Davos: Amid concerns raised in various quarters about risks posed by AI, ChatGPT creator OpenAI's CEO Sam Altman on Thursday said artificial intelligence won't replace human care for each other, just like computers didn't kill the game of chess.
Speaking at a session on 'Technology in a Turbulent World' at the World Economic Forum Annual Meeting 2024 here, he said even with its very limited current capability and very deep flaws, people are finding ways to use this tool for great productivity gains or other gains and understand the limitations.
"People understand tools and the limitations of tools more than we often give them credit for. People have found ways to make ChatGPT super useful to them and understand what not to use it for, for the most part," he said.
Altman said AI has been somewhat demystified because people really use it now. And that's always the best way to pull the world forward with new technology.
The OpenAI CEO said AI will be able to explain its reasoning to us.
"I can't look in your brain to understand why you're thinking.. what you're thinking. But I can ask you to explain your reasoning and decide if that sounds reasonable to me or not."

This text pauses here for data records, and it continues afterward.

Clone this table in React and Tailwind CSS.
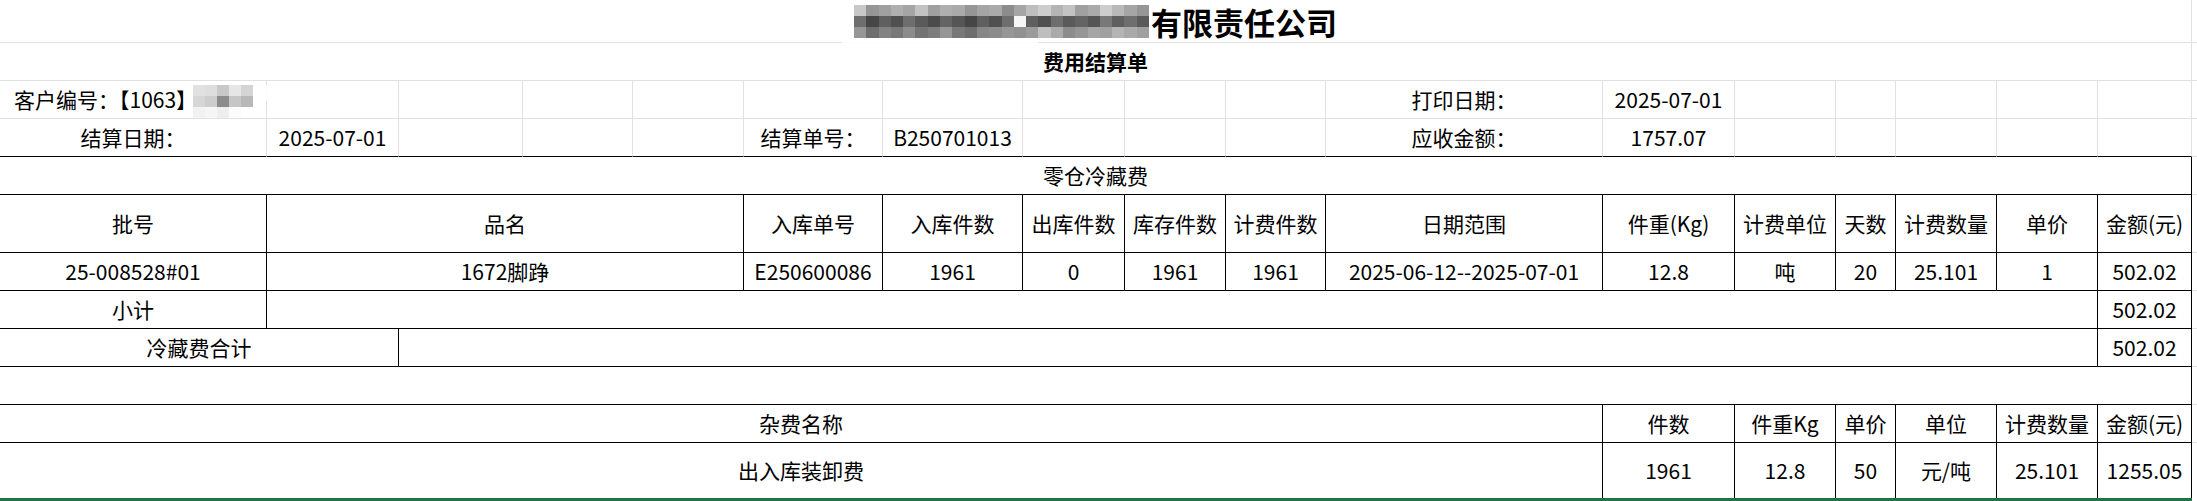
import React from "react";

const G =
  "grid grid-cols-[267px_132px_124px_110px_111px_139px_140px_102px_101px_100px_277px_132px_101px_60px_101px_101px_94px_1fr]";

const gr = "border-r border-r-[#e1e1e1]";
const gb = "border-b border-b-[#e1e1e1]";
const kr = "border-r border-r-black";
const kb = "border-b border-b-black";

function C({ className = "", children }) {
  return (
    <div className={"flex items-center justify-center whitespace-nowrap " + className}>
      {children}
    </div>
  );
}

const titleMosaic = [
  [200, 150, 160, 175, 165, 195, 160, 175, 170, 150, 165, 170, 140, 165, 190, 205, 180, 195, 160, 170, 205, 185, 165, 150],
  [110, 70, 95, 80, 110, 90, 75, 100, 85, 70, 95, 80, 110, 245, 95, 80, 110, 90, 100, 85, 120, 95, 110, 90],
  [150, 110, 130, 120, 140, 115, 125, 150, 120, 110, 135, 140, 150, 145, 155, 190, 170, 140, 150, 165, 160, 180, 170, 160],
];

const custMosaic = [
  [225, 222, 200, 230, 212],
  [214, 205, 140, 198, 184],
  [242, 246, 238, 252, 255],
];

function Mosaic({ data, blockClass }) {
  return (
    <div className="flex flex-col">
      {data.map((row, i) => (
        <div key={i} className="flex">
          {row.map((v, j) => (
            <div
              key={j}
              className={blockClass}
              style={{ backgroundColor: `rgb(${v},${v},${v})` }}
            />
          ))}
        </div>
      ))}
    </div>
  );
}

export default function App() {
  return (
    <div className="w-[2197px] h-[501px] overflow-hidden bg-white text-black text-[21px] leading-none font-['Noto_Sans_CJK_SC','Noto_Sans',sans-serif]">
      {/* Row 1: title */}
      <div className={G + " h-[43px]"}>
        <div className={"col-span-17 relative flex items-center justify-center " + gr + " " + gb}>
          <div className="relative mr-[2px]">
            <Mosaic data={titleMosaic} blockClass="w-[12.3px] h-[11px]" />
            <div className="absolute left-[-12px] top-[33px] w-[196px] h-[11px] bg-white/90" />
          </div>
          <span className="font-bold text-[31px]">有限责任公司</span>
        </div>
        <div className={gb} />
      </div>

      {/* Row 2: subtitle */}
      <div className={G + " h-[38px]"}>
        <C className={"col-span-17 font-bold " + gr + " " + gb}>费用结算单</C>
        <div className={gb} />
      </div>

      {/* Row 3 */}
      <div className={G + " h-[38px]"}>
        <div className={"relative flex items-center pl-[14px] whitespace-nowrap " + gr + " " + gb}>
          客户编号：【1063】
          <div className="absolute left-[193px] top-[4px] flex">
            <Mosaic data={custMosaic} blockClass="w-[12px] h-[11px]" />
            <div className="w-[26px] h-[16px] bg-white/90" />
          </div>
        </div>
        <div className={gr + " " + gb} />
        <div className={gr + " " + gb} />
        <div className={gr + " " + gb} />
        <div className={gr + " " + gb} />
        <div className={gr + " " + gb} />
        <div className={gr + " " + gb} />
        <div className={gr + " " + gb} />
        <div className={gr + " " + gb} />
        <div className={gr + " " + gb} />
        <C className={gr + " " + gb}>打印日期：</C>
        <C className={gr + " " + gb}>2025-07-01</C>
        <div className={gr + " " + gb} />
        <div className={gr + " " + gb} />
        <div className={gr + " " + gb} />
        <div className={gr + " " + gb} />
        <div className={gr + " " + gb} />
        <div className={gb} />
      </div>

      {/* Row 4 */}
      <div className={G + " h-[38px]"}>
        <C className={gr + " " + kb}>结算日期：</C>
        <C className={gr + " " + kb}>2025-07-01</C>
        <div className={gr + " " + kb} />
        <div className={gr + " " + kb} />
        <div className={gr + " " + kb} />
        <C className={gr + " " + kb}>结算单号：</C>
        <C className={gr + " " + kb}>B250701013</C>
        <div className={gr + " " + kb} />
        <div className={gr + " " + kb} />
        <div className={gr + " " + kb} />
        <C className={gr + " " + kb}>应收金额：</C>
        <C className={gr + " " + kb}>1757.07</C>
        <div className={gr + " " + kb} />
        <div className={gr + " " + kb} />
        <div className={gr + " " + kb} />
        <div className={gr + " " + kb} />
        <div className={gr + " " + kb} />
        <div className={gb} />
      </div>

      {/* Row 5: section title */}
      <div className={G + " h-[38px]"}>
        <C className={"col-span-17 " + kr + " " + kb}>零仓冷藏费</C>
        <div className={gb} />
      </div>

      {/* Row 6: header */}
      <div className={G + " h-[58px]"}>
        <C className={kr + " " + kb}>批号</C>
        <C className={"col-span-4 " + kr + " " + kb}>品名</C>
        <C className={kr + " " + kb}>入库单号</C>
        <C className={kr + " " + kb}>入库件数</C>
        <C className={kr + " " + kb}>出库件数</C>
        <C className={kr + " " + kb}>库存件数</C>
        <C className={kr + " " + kb}>计费件数</C>
        <C className={kr + " " + kb}>日期范围</C>
        <C className={kr + " " + kb}>件重(Kg)</C>
        <C className={kr + " " + kb}>计费单位</C>
        <C className={kr + " " + kb}>天数</C>
        <C className={kr + " " + kb}>计费数量</C>
        <C className={kr + " " + kb}>单价</C>
        <C className={kr + " " + kb}>金额(元)</C>
        <div className={gb} />
      </div>

      {/* Row 7: data */}
      <div className={G + " h-[38px]"}>
        <C className={kr + " " + kb}>25-008528#01</C>
        <C className={"col-span-4 " + kr + " " + kb}>1672脚踭</C>
        <C className={kr + " " + kb}>E250600086</C>
        <C className={kr + " " + kb}>1961</C>
        <C className={kr + " " + kb}>0</C>
        <C className={kr + " " + kb}>1961</C>
        <C className={kr + " " + kb}>1961</C>
        <C className={kr + " " + kb}>2025-06-12--2025-07-01</C>
        <C className={kr + " " + kb}>12.8</C>
        <C className={kr + " " + kb}>吨</C>
        <C className={kr + " " + kb}>20</C>
        <C className={kr + " " + kb}>25.101</C>
        <C className={kr + " " + kb}>1</C>
        <C className={kr + " " + kb}>502.02</C>
        <div className={gb} />
      </div>

      {/* Row 8: subtotal */}
      <div className={G + " h-[38px]"}>
        <C className={kr + " " + kb}>小计</C>
        <div className={"col-span-15 " + kr + " " + kb} />
        <C className={kr + " " + kb}>502.02</C>
        <div className={gb} />
      </div>

      {/* Row 9: total */}
      <div className={G + " h-[38px]"}>
        <C className={"col-span-2 " + kr + " " + kb}>冷藏费合计</C>
        <div className={"col-span-14 " + kr + " " + kb} />
        <C className={kr + " " + kb}>502.02</C>
        <div className={gb} />
      </div>

      {/* Row 10: blank */}
      <div className={G + " h-[38px]"}>
        <div className={"col-span-17 " + kr + " " + kb} />
        <div className={gb} />
      </div>

      {/* Row 11: misc header */}
      <div className={G + " h-[38px]"}>
        <C className={"col-span-11 " + kr + " " + kb}>杂费名称</C>
        <C className={kr + " " + kb}>件数</C>
        <C className={kr + " " + kb}>件重Kg</C>
        <C className={kr + " " + kb}>单价</C>
        <C className={kr + " " + kb}>单位</C>
        <C className={kr + " " + kb}>计费数量</C>
        <C className={kr + " " + kb}>金额(元)</C>
        <div className={gb} />
      </div>

      {/* Row 12: misc data */}
      <div className={G + " h-[55px]"}>
        <C className={"col-span-11 " + kr}>出入库装卸费</C>
        <C className={kr}>1961</C>
        <C className={kr}>12.8</C>
        <C className={kr}>50</C>
        <C className={kr}>元/吨</C>
        <C className={kr}>25.101</C>
        <C className={kr}>1255.05</C>
        <div />
      </div>

      <div className="h-[3px] w-[2192px] bg-[#217346]" />
    </div>
  );
}
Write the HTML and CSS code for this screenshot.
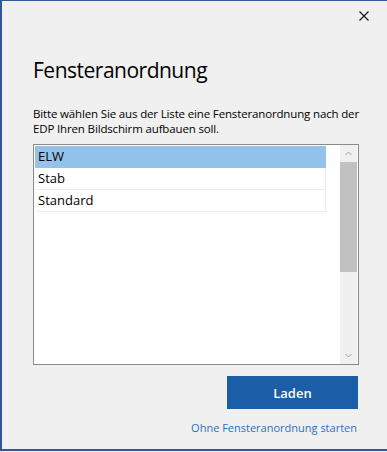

"I think, our AI systems will also be able to do the same thing. They'll be able to explain to us in natural language the steps from A to B, and we can decide whether we think those are good steps, even if we're not looking into it to see each connection," he explained.
Altman said when IBM chess computer Deep Blue beat World Champion Garry Kasparov in 1997, commentators said it would be the end of chess, and no one would bother to watch or play chess again.
But chess has never been more popular than it is now, and almost no one watches two AIs play each other, we are very interested in what humans do, he said.
"Humans know what other humans want. Humans are going to have better tools. We've had better tools before, but we're still very focused on each other," Altman said.
He said humans will deal more with ideas, and AI will change certain roles by giving people space to come up with ideas and curate decisions.
He also welcomed the scrutiny of AI technology.
"I think it's good that we and others are being held to a high standard. We can draw on lessons from the past about how technology has been made to be safe and how different stakeholders have handled negotiations about what safe means," he added.
Altman said it was the responsibility of the tech industry to get input from society into decisions, such as what the values are, and the safety thresholds, so that the benefits outweigh the risks.
"I have a lot of empathy for the general nervousness and discomfort of the world towards companies like us...We have our own nervousness, but we believe that we can manage through it, and the only way to do that is to put the technology in the hands of people."
"Let society and the technology co-evolve and sort of step by step with a very tight feedback loop and course correction, build these systems that deliver tremendous value while meeting safety requirements," he said.
Altman predicted that new economic models for content would develop.